Company employees: 5,800

12-month stock performance: +17 percent

Controlling shareholders: VBC Energia, 521 Participações, Bonaire Participações, Banco Nacional de Desenvolvimento Econômico e Social Participações, International Finance Corp.

One investor: “He has the determination and knowledge to make things happen, and should not be underestimated.”

Wilson Ferreira Jr. is a “progressive thinker,” according to one investor. Consider how the CEO listed his energy utility, CPFL Energia. The 821 million-reais ($287 million) initial public offering was carried out simultaneously in São Paulo and New York in September 2004, making CPFL the first Brazilian company listed on both the New York Stock Exchange and São Paulo’s Novo Mercado, a prestigious subset of the Bovespa for companies that adhere to strict transparency and governance standards.

CPFL Energia serves some 5.6 million industrial and residential customers in the populous Brazilian states of São Paulo and Rio Grande do Sul; as such, it is the nation’s biggest private power company, with just under 13 percent of the national energy market. Ferreira is not satisfied, though. He wants to continue to grow revenues and profits by taking advantage of the company’s vertically integrated business model, which is composed of generation, distribution and trading of electricity, and its network of hydroelectric power plants, which enable it to avoid rising oil prices.

Ferreira has expanded the company largely through the acquisition of small energy businesses, such as Companhia Luz e Força Santa Cruz, a small distributor in São Paulo and Paraná that it acquired for R$203 million in October.

Such moves helped boost CPFL Energia’s net income by 86.2 percent in the third quarter of 2006 from a year earlier, to R$447 million; sales were up 16.5 percent, to R$3.2 billion.
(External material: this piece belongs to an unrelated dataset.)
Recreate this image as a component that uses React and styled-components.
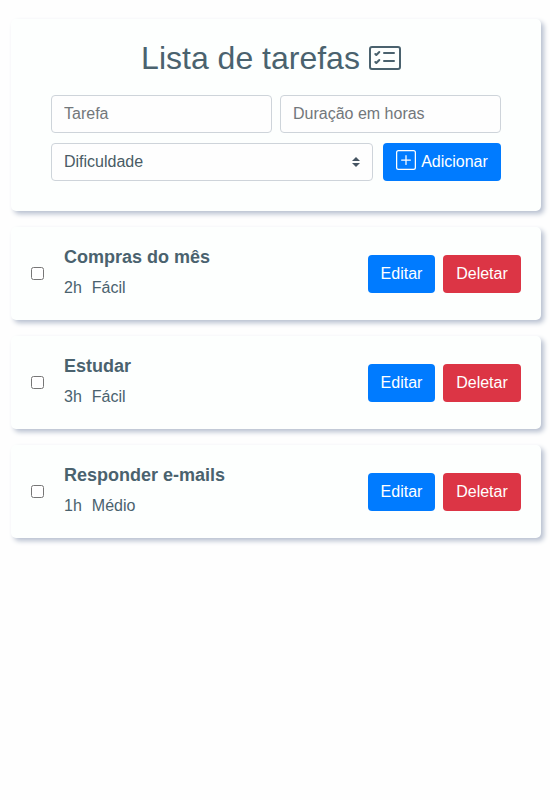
import React from "react";
import styled, { createGlobalStyle } from "styled-components";

const GlobalStyle = createGlobalStyle`
  *, *::before, *::after { box-sizing: border-box; }
  body {
    margin: 0;
    background: #fefefe;
    color: #4a626e;
    font-family: "Liberation Sans", Arial, sans-serif;
    font-size: 16px;
    line-height: 24px;
  }
`;

const Page = styled.main`
  display: flex;
  flex-direction: column;
  gap: 16px;
  min-height: 100vh;
  padding: 19px 9px 0 11px;
`;

const Card = styled.section`
  background: #fdfffe;
  border-radius: 5px;
  box-shadow: 3px 3px 5px #b8c0d0;
`;

const FormCard = styled(Card)`
  height: 192px;
  padding: 20px 40px 0;
`;

const Title = styled.h1`
  display: flex;
  justify-content: center;
  align-items: center;
  gap: 9px;
  height: 38px;
  margin: 0 0 18px;
  padding-right: 10px;
  font-size: 32px;
  font-weight: 400;
  line-height: 38px;
  white-space: nowrap;

  svg { flex: none; }
`;

const FormRow = styled.div`
  display: flex;
  gap: ${({ $gap }) => $gap}px;
  margin-bottom: 10px;
`;

const Input = styled.input`
  flex: 1;
  min-width: 0;
  height: 38px;
  padding: 6px 12px;
  border: 1px solid #ced4da;
  border-radius: 4px;
  background: #fefefe;
  color: #4a5963;
  font: inherit;

  &::placeholder { color: #72777b; opacity: 1; }
`;

const SelectBox = styled.div`
  display: flex;
  flex: 1;
  align-items: center;
  justify-content: space-between;
  height: 38px;
  padding: 0 12px;
  border: 1px solid #ced4da;
  border-radius: 4px;
  background: #fefefe;
  color: #495b65;
`;

const Button = styled.button`
  display: flex;
  align-items: center;
  justify-content: center;
  width: ${({ $width }) => $width}px;
  height: 38px;
  padding: 0;
  border: 0;
  border-radius: 4px;
  background: ${({ $danger }) => ($danger ? "#dc3545" : "#007bff")};
  color: #fff;
  font: inherit;
  white-space: nowrap;
`;

const PlusIcon = styled.svg`
  margin: -4px 5px 0 0;
`;

const TaskCard = styled(Card)`
  display: flex;
  align-items: center;
  height: 93px;
  padding: 0 20px;
`;

const Checkbox = styled.input`
  width: 13px;
  height: 13px;
  margin: 0 20px 0 0;
`;

const TaskText = styled.div`
  flex: 1;
`;

const TaskName = styled.h2`
  margin: 0 0 5px;
  font-size: 18px;
  font-weight: 700;
  line-height: 27px;
`;

const TaskMeta = styled.div`
  display: flex;
  gap: 10px;
  margin-bottom: 3px;
`;

const Actions = styled.div`
  display: flex;
  gap: 8px;
`;

const tasks = [
  { name: "Compras do mês", hours: 2, level: "Fácil" },
  { name: "Estudar", hours: 3, level: "Fácil" },
  { name: "Responder e-mails", hours: 1, level: "Médio" },
];

export default function App() {
  return (
    <>
      <GlobalStyle />
      <Page>
        <FormCard>
          <Title>
            Lista de tarefas
            <svg width="32" height="32" viewBox="0 0 16 16" fill="currentColor">
              <path d="M14.5 3a.5.5 0 0 1 .5.5v9a.5.5 0 0 1-.5.5h-13a.5.5 0 0 1-.5-.5v-9a.5.5 0 0 1 .5-.5h13zm-13-1A1.5 1.5 0 0 0 0 3.5v9A1.5 1.5 0 0 0 1.5 14h13a1.5 1.5 0 0 0 1.5-1.5v-9A1.5 1.5 0 0 0 14.5 2h-13z" />
              <path d="M7 5.5a.5.5 0 0 1 .5-.5h5a.5.5 0 0 1 0 1h-5a.5.5 0 0 1-.5-.5zm-1.496-.854a.5.5 0 0 1 0 .708l-1.5 1.5a.5.5 0 0 1-.708 0l-.5-.5a.5.5 0 1 1 .708-.708l.146.147 1.146-1.147a.5.5 0 0 1 .708 0zM7 9.5a.5.5 0 0 1 .5-.5h5a.5.5 0 0 1 0 1h-5a.5.5 0 0 1-.5-.5zm-1.496-.854a.5.5 0 0 1 0 .708l-1.5 1.5a.5.5 0 0 1-.708 0l-.5-.5a.5.5 0 0 1 .708-.708l.146.147 1.146-1.147a.5.5 0 0 1 .708 0z" />
            </svg>
          </Title>
          <FormRow $gap={8}>
            <Input placeholder="Tarefa" />
            <Input placeholder="Duração em horas" />
          </FormRow>
          <FormRow $gap={10}>
            <SelectBox role="combobox" aria-label="Dificuldade" tabIndex={0}>
              Dificuldade
              <svg width="8" height="10" viewBox="0 0 4 5" fill="#465563">
                <path d="M2 0L0 2h4zm0 5L0 3h4z" />
              </svg>
            </SelectBox>
            <Button $width={118}>
              <PlusIcon width="20" height="20" viewBox="0 0 16 16" fill="currentColor">
                <path d="M14 1a1 1 0 0 1 1 1v12a1 1 0 0 1-1 1H2a1 1 0 0 1-1-1V2a1 1 0 0 1 1-1h12zM2 0a2 2 0 0 0-2 2v12a2 2 0 0 0 2 2h12a2 2 0 0 0 2-2V2a2 2 0 0 0-2-2H2z" />
                <path d="M8 4a.5.5 0 0 1 .5.5v3h3a.5.5 0 0 1 0 1h-3v3a.5.5 0 0 1-1 0v-3h-3a.5.5 0 0 1 0-1h3v-3A.5.5 0 0 1 8 4z" />
              </PlusIcon>
              Adicionar
            </Button>
          </FormRow>
        </FormCard>
        {tasks.map((task) => (
          <TaskCard key={task.name}>
            <Checkbox type="checkbox" aria-label={task.name} />
            <TaskText>
              <TaskName>{task.name}</TaskName>
              <TaskMeta>
                <span>{task.hours}h</span>
                <span>{task.level}</span>
              </TaskMeta>
            </TaskText>
            <Actions>
              <Button $width={67}>Editar</Button>
              <Button $width={78} $danger>Deletar</Button>
            </Actions>
          </TaskCard>
        ))}
      </Page>
    </>
  );
}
With approximately 70 percent of revenue coming from distribution, it’s not surprising that Ferreira plans to expand that segment of the company further. He aims to spend R$500 million a year to acquire more small energy companies and hydroelectric plants. Such expansion should enable CPFL Energia to add as many as 200,000 new clients annually for the foreseeable future and to double its generating capacity from the current 900 megawatts within the next five years. — B.M.

Roger Agnelli

Companhia Vale do Rio Doce

Age: 47

Year named CEO: 2001

Company employees: 33,000

12-month stock performance: +150 percent (split-adjusted)

Controlling shareholder: Valepar (32.5 percent)
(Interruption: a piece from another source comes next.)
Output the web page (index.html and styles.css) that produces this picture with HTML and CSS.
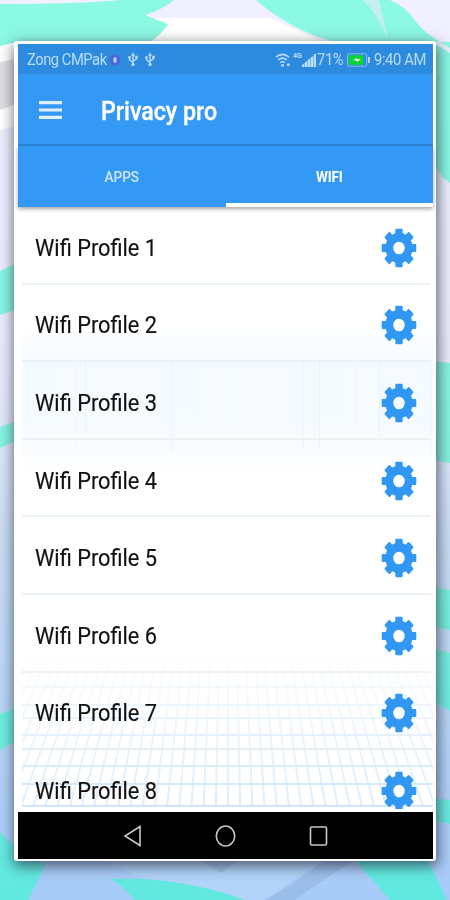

One investor: “He’s led CVRD to surpass our expectations for strong revenue growth. The acquisition of Inco is a good example of his drive to expand further.”
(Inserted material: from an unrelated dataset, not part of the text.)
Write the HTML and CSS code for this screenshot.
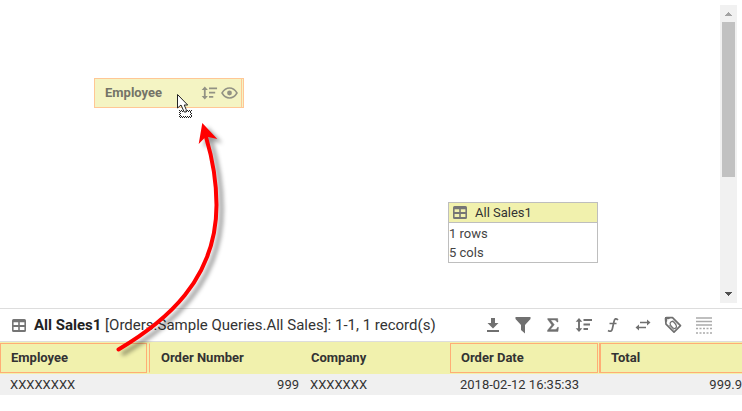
FILE: index.html
```html
<!DOCTYPE html>
<html lang="en">
<head>
<meta charset="utf-8">
<title>All Sales</title>
<link rel="stylesheet" href="styles.css">
</head>
<body>
<svg width="0" height="0" class="defs">
  <symbol id="table" viewBox="0 0 14 12"><path fill-rule="evenodd" d="M1.500 0h11Q14 0 14 1.500v9Q14 12 12.500 12h-11Q0 12 0 10.500v-9Q0 0 1.500 0zM1.600 3v2.600h4.600V3zM7.800 3v2.600h4.600V3zM1.600 7.300v2.900h4.600V7.300zM7.800 7.300v2.900h4.600V7.300z" fill="currentColor"/></symbol>
  <symbol id="sort" viewBox="0 0 18 14"><path d="M4 2v10M8.500 2h8.500M8.500 6.500h6.500M8.500 11h4.500" fill="none" stroke="currentColor" stroke-width="1.900"/><path d="M4 0l3.300 3.700H.700zM4 14l3.300-3.700H.700z" fill="currentColor"/></symbol>
</svg>
<div class="app">
  <main class="canvas">
    <div class="dragged">
      <span class="name">Employee</span>
      <svg class="drag-sort" width="17" height="14"><use href="#sort"/></svg>
      <svg class="eye" width="17" height="12" viewBox="0 0 17 12"><path d="M1 6Q4 1 8.500 1T16 6Q13 11 8.500 11T1 6z" fill="none" stroke="currentColor" stroke-width="1.500"/><circle cx="8.500" cy="6" r="2.400" fill="currentColor"/></svg>
    </div>
    <div class="node">
      <div class="node-title"><svg width="14" height="13" viewBox="0 0 14 12" preserveAspectRatio="none"><use href="#table" width="14" height="12"/></svg><span>All Sales1</span></div>
      <div class="node-body"><div>1 rows</div><div>5 cols</div></div>
    </div>
    <div class="scrollbar">
      <svg class="arrow up" width="7" height="4" viewBox="0 0 7 4"><path d="M3 0h1v1h1v1h1v1h1v1H0V3h1V2h1V1h1z"/></svg>
      <div class="thumb"></div>
      <svg class="arrow down" width="7" height="4" viewBox="0 0 7 4"><path d="M0 0h7v1H6v1H5v1H4v1H3V3H2V2H1V1H0z"/></svg>
    </div>
  </main>
  <header class="toolbar">
    <svg class="title-icon" width="14" height="13" viewBox="0 0 14 12" preserveAspectRatio="none"><use href="#table" width="14" height="12"/></svg>
    <div class="title"><b>All Sales1</b> [Orders.Sample Queries.All Sales]: 1-1, 1 record(s)</div>
    <div class="tools">
      <svg width="14" height="16" viewBox="0 0 14 16"><path d="M5 1h4v5h3.500L7 11.500 1.500 6H5zM1 13h12v2H1z" fill="currentColor"/></svg>
      <svg width="16" height="18" viewBox="0 0 16 18"><path d="M.500 1h15v2L10 9v8.500L6 14V9L.500 3z" fill="currentColor"/></svg>
      <svg width="12" height="14" viewBox="0 0 12 14"><path d="M.700.500h10l.3 3.500h-1Q9.500 2 7.500 2H3.700L7.300 6.700 3.300 11.500H8q2 0 2.500-2.200h1L11 13.500H.500v-1.200L4.800 7 .700 1.500z" fill="currentColor" stroke="currentColor" stroke-width=".4"/></svg>
      <svg width="18" height="14"><use href="#sort"/></svg>
      <svg class="fx" width="12" height="16" viewBox="0 0 12 16"><path d="M11 3Q8 0 7 4.500L5.300 12Q4.500 15.500 1 13.500M2.500 6.500h7" fill="none" stroke="currentColor" stroke-width="1.700"/></svg>
      <svg class="swap" width="16" height="14" viewBox="0 0 16 14"><path d="M5 4.500h8M3 9.500h8" stroke="currentColor" stroke-width="1.500"/><path d="M12 1.500l3.500 3-3.500 3zM4 6.500v6l-3.500-3z" fill="currentColor"/></svg>
      <svg class="tag" width="18" height="18" viewBox="0 0 18 18"><path d="M1.500 2.500l1-1 6 .2 8 8-6.500 6.500-8-8z" fill="none" stroke="currentColor" stroke-width="1.700" stroke-linejoin="round"/><path d="M1 1h6L1.500 7z" fill="currentColor"/><path d="M5 9l5 5M8.500 4l4.500 4.500" stroke="currentColor" stroke-width=".6"/><ellipse cx="9.300" cy="9" rx="2.300" ry="3.900" transform="rotate(-38 9.300 9)" fill="none" stroke="currentColor" stroke-width="1.200"/><circle cx="4" cy="4" r="1" fill="#fff"/></svg>
      <svg class="rows" width="16" height="17" viewBox="0 0 16 17"><path d="M0 1h16M0 4.500h16M0 8h16" stroke="currentColor" stroke-width="1.600"/><path d="M0 11.500h16M0 16h16" stroke="currentColor" stroke-width="1.400" stroke-dasharray="2 1.500"/></svg>
    </div>
  </header>
  <section class="grid">
    <div class="row head">
      <div class="cell box first">Employee</div><div class="cell divided">Order Number</div><div class="cell">Company</div><div class="cell box date">Order Date</div><div class="cell box total">Total</div>
    </div>
    <div class="row data">
      <div class="cell">XXXXXXXX</div><div class="cell number">999</div><div class="cell">XXXXXXX</div><div class="cell">2018-02-12 16:35:33</div><div class="cell number last">999.9</div>
    </div>
  </section>
  <svg class="overlay" width="742" height="411" viewBox="0 0 742 411">
    <g class="trail">
      <path d="M118.500 349.500C165 322 216.500 280 216.500 205C216.500 182 212 157 206 137" fill="none" stroke="#f00" stroke-width="4" stroke-linecap="round"/>
      <path d="M202.300 123L217.300 139L206 136.500L198.700 144z" fill="#f00"/>
    </g>
    <g shape-rendering="crispEdges">
      <rect x="179" y="110" width="13" height="8" fill="#fff"/>
      <path d="M179 110.500h13M179 112.500h2M190 112.500h2M179 114.500h2M190 114.500h2M179 116.500h13" stroke="#222" stroke-dasharray="1 1"/>
      <path d="M180 111.500h12M180 113.500h1M191 113.500h1M180 115.500h1M191 115.500h1M180 117.500h12" stroke="#222" stroke-dasharray="1 1"/>
    </g>
    <path d="M177.500 94.500v13.500l3.500-3 3.200 7h2v-2.500l-2-4.500h3.500z" fill="#fff" stroke="#222"/>
  </svg>
</div>
</body>
</html>
```
FILE: styles.css
```css
* { box-sizing: border-box; }
body { margin: 0; background: #fff; color: #333; font: 13px/18px Roboto, sans-serif; }
svg { display: block; flex: none; }
.defs { position: absolute; }
.app { position: relative; width: 742px; height: 411px; overflow: hidden; }
.canvas { position: relative; height: 308px; display: flex; justify-content: flex-end; padding: 5px 5px 5px 0; }
.dragged { position: absolute; left: 94px; top: 78px; width: 150px; height: 30px; display: flex; align-items: center; padding-left: 10px; color: #929284; background: #f4f4c3; border: 1px solid #ffc795; }
.dragged::after { content: ""; position: absolute; right: 1px; top: 0; bottom: 0; border-left: 1px solid #ffc795; }
.dragged .name { width: 96px; color: #747468; font-weight: 700; }
.eye { margin-left: 3px; }
.node { position: absolute; left: 448px; top: 202px; width: 150px; height: 61px; border: 1px solid #bebebe; background: #fff; }
.node-title { height: 20px; display: flex; align-items: center; gap: 8px; padding-left: 4px; background: #f1f1ad; border-bottom: 1px solid #bebebe; }
.node-title svg { color: #757575; }
.node-body { line-height: 19px; padding-top: 1px; color: #444; }
.scrollbar { width: 17px; height: 298px; display: flex; flex-direction: column; align-items: center; background: #f1f1f1; }
.thumb { width: 13px; height: 155px; background: #c1c1c1; margin-top: 6px; }
.arrow.up { margin-top: 7px; fill: #a3a3a3; }
.arrow.down { margin-top: auto; margin-bottom: 7px; fill: #505050; }
.toolbar { height: 34px; display: flex; align-items: center; padding-left: 12px; border-top: 1px solid #ddd; border-bottom: 1px solid #ddd; }
.title-icon { color: #757575; }
.title { margin-left: 8px; width: 452px; font-size: 15px; white-space: nowrap; color: #333; }
.title b { color: #222; }
.tools { display: grid; grid-template-columns: repeat(8, 30.200px); justify-items: center; align-items: center; color: #707070; margin-left: -8px; }
.fx, .swap, .tag { margin-left: -2px; }
.rows { color: #aaa; }
.row { display: grid; grid-template-columns: repeat(4, 150px) 142px; width: 742px; }
.head { height: 32px; background: #f1f1ad; font-weight: 700; }
.head .cell { margin: 1px 0; height: 30px; line-height: 28px; border: 1px solid transparent; padding-left: 10px; }
.head .box { border-color: #ffad75; }
.head .first { width: 147px; }
.head .divided { border-left-color: #ffad75; margin-left: -1px; padding-left: 11px; }
.head .date { width: 148px; }
.head .total { margin-left: -1px; border-left-width: 2px; border-right: 0; }
.data { height: 21px; background: #f0f0f0; line-height: 21px; }
.data .cell { padding-left: 10px; }
.data .number { text-align: right; padding-right: 1px; }
.data .last { padding-right: 0; }
.overlay { position: absolute; left: 0; top: 0; pointer-events: none; }
.trail { filter: drop-shadow(5px 4px 2px rgba(0,0,0,.4)); }
```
Since taking over as president and CEO of Companhia Vale do Rio Doce in July 2001, Roger Agnelli has transformed the former state-owned company from a major iron-ore exporter into a diversified global metals conglomerate. Thanks to his audacious $17.6 billion takeover of Canada’s Inco in October, CVRD is now the biggest mining company in the Americas, with a market cap of $55 billion, and the world’s biggest producer of iron ore.

A 20-year veteran of Brazil’s Banco Bradesco, Agnelli rose to the top job at the bank and served as chairman of the board of CVRD, in which Bradesco is a major shareholder, before being named CEO following the privatization of the mining group in 2001. His banking skills helped him pull off the Inco deal. The acquisition was financed in part with a $3.75 billion bond offering, the largest ever by a Latin American corporation. With an investment-grade rating from Moody’s Investors Service and Standard & Poor’s — two notches above the Brazilian government’s — CVRD was able to borrow cheaply and in size.

Agnelli knows how to build his company organically, too. The company invests $4.6 billion a year in expanding production. Since mid-2004, CVRD has ventured into copper, nickel and coal, breaking ground on mining projects in Brazil and as far away as Mozambique. The company boasts a pipeline of more than 40 mining projects to be developed by 2010.

Supporters hail Agnelli as a “genius” for reining in expenses while expanding the business. One way he does so is by keeping many costs in-house: CVRD owns and operates four hydroelectric power plants to supply much of its own energy; it also owns railroads and ports.

Agnelli’s strategy is paying off. In the first three quarters of 2006, CVRD’s net earnings advanced 28.9 percent from a year earlier, to 10.1 billion reais ($4.7 billion), while sales rose 14.9 percent, to R30.1 billion. CVRD’s São Paulo–listed shares have kept pace too, soaring 150 percent (split-adjusted) year-to-date through November. Between 2000 and 2004 the company’s 48.5 percent annualized total shareholder return was the highest of any large-cap company’s globally, according to Boston Consulting Group. — B.M.

José GallÓ

Lojas Renner

Age: 54

Year named CEO: 2004

Company employees: 5,800

12-month stock performance: +117 percent

Controlling shareholder: None

One investor: “At last, he’s the master of his own destiny. I like the results so far.”

Fashion-conscious Brazilians know retailer Lojas Renner as a mall-based style center, but CEO José Galló is a trendsetter in his own right. The executive’s aggressive store expansion and promotion of credit card purchases — a relatively new phenomenon in Brazil — have made the group a supermodel of the country’s retailing sector.

“Galló has been extremely effective at building the Renner brand identity,” says one investor.

Trained in marketing, Galló advanced up the ranks at Lojas Renner when it was a subsidiary of J.C. Penney Co., a distracted corporate parent that investors say limited the chain’s rate of expansion. He has wasted little time in accelerating the pace of growth since taking the 94-year-old apparel chain independent with a $230 million initial public offering in July 2005.

Galló expects Renner to have 81 locations by the end of 2006, up from 66 in 2005. He also has been quick to take advantage of the sharp decline in Brazilian interest rates in recent years, which has encouraged consumers to buy on credit.

Having built the country’s third-largest shopping card network to encourage Brazilians to buy today and pay in installments, Lojas Renner is now deepening its financial services platform to sell more traditional revolving credit and insurance products as well.

“The potential of financial services is very big, since only 32 percent of the economically active population has a bank account,” Galló says.

“There’s no question that the financing activities are one of the company’s crown jewels and his greatest achievement so far,” says one admirer on the buy side.

Galló’s strategy is paying off. Sales rose 26.8 percent in the first nine months of 2006 from a year earlier, compared with average annual growth of 23 percent over the previous seven years; earnings before interest, tax, depreciation and amortization were up 35 percent in the period.

“Retailing is my passion,” says the executive. “I love visiting stores and being close to our customers.” — S.M.